Entries with page source code

= = = = =

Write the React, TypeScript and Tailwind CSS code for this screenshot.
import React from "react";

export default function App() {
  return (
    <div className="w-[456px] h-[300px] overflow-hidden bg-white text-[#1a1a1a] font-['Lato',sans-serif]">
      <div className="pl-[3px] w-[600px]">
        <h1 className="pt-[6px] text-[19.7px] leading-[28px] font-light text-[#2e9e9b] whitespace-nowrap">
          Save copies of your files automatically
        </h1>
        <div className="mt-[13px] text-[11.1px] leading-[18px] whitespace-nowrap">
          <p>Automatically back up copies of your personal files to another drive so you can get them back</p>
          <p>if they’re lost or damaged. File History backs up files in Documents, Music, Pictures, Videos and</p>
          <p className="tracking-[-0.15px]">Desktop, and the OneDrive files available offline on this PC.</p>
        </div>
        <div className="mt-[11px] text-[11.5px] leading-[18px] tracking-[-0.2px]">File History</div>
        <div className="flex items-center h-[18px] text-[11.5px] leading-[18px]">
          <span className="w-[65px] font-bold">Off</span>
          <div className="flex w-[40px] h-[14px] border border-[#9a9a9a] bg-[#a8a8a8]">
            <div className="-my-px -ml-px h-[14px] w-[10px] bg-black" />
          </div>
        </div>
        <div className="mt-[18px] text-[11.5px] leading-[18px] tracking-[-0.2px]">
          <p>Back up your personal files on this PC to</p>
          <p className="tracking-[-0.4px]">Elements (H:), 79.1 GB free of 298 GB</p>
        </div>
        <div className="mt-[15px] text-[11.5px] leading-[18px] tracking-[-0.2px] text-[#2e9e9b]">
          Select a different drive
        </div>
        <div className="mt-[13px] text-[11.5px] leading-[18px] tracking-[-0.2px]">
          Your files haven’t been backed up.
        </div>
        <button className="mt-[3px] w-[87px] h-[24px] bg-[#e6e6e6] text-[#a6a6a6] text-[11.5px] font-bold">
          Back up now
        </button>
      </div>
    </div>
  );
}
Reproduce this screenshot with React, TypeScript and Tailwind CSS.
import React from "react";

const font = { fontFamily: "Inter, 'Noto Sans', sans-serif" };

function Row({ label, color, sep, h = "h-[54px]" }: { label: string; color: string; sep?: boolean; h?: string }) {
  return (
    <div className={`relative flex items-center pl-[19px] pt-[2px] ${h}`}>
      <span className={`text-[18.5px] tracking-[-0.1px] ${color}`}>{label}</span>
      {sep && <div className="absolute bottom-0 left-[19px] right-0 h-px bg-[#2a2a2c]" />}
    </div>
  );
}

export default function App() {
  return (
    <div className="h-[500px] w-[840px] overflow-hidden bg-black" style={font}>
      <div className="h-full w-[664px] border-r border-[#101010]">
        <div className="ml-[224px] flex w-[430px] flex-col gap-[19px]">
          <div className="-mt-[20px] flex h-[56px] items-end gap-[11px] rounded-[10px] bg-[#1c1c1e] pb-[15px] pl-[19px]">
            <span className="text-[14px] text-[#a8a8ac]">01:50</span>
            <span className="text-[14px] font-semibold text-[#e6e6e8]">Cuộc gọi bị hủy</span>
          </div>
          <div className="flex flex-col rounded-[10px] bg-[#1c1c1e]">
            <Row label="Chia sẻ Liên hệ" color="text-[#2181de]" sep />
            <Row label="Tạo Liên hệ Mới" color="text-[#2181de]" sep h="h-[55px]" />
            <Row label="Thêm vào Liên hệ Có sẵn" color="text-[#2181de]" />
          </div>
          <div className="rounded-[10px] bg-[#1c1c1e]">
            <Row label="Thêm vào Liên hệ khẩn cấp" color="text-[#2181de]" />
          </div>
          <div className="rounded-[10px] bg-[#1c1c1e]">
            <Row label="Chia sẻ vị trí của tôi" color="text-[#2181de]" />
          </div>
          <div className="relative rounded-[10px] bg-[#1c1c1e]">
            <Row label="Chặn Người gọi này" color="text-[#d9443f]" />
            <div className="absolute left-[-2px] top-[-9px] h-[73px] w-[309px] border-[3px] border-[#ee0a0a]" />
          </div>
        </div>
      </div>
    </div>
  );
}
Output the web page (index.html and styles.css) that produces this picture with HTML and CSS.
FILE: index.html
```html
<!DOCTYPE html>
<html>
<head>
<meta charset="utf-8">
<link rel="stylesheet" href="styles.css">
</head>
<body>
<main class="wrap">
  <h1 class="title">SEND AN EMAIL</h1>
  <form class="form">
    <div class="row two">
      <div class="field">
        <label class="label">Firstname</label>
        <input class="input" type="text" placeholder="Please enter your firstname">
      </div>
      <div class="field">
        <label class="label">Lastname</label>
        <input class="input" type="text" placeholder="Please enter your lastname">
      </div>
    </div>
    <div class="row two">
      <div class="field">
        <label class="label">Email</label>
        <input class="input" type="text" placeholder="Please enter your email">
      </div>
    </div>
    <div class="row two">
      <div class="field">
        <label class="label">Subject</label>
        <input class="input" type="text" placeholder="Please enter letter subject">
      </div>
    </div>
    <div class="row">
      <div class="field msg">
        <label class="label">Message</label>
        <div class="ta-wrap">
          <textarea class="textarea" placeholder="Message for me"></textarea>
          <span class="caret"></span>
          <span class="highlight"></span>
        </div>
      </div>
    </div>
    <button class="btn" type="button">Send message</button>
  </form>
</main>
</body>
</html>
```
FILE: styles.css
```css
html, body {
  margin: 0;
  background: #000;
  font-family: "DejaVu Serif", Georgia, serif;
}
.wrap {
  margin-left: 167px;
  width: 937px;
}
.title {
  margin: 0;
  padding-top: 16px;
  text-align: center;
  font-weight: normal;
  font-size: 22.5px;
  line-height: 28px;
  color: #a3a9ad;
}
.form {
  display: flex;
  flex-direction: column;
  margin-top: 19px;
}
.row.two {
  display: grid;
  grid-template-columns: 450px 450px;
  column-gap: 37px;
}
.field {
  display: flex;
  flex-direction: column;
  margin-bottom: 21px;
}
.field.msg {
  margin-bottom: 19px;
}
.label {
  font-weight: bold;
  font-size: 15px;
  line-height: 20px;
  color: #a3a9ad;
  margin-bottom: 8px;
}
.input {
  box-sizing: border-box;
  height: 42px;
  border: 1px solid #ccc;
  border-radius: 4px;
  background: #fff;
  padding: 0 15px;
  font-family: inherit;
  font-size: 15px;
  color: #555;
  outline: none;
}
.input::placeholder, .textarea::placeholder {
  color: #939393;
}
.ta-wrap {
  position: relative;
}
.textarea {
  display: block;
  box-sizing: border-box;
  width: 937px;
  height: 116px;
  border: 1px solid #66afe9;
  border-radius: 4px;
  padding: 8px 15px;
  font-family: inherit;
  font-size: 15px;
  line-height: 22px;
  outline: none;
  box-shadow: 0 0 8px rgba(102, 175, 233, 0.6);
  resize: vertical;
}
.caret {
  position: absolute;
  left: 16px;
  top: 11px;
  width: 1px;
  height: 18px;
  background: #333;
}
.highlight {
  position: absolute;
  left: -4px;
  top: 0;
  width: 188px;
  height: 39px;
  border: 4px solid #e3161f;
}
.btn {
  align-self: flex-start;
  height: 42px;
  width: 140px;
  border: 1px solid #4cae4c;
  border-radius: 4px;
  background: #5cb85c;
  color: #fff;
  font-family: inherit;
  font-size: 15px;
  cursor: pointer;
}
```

= = = = =

Work out how many lines of the data hold the string "Tailwind". Reply with that number alone.

2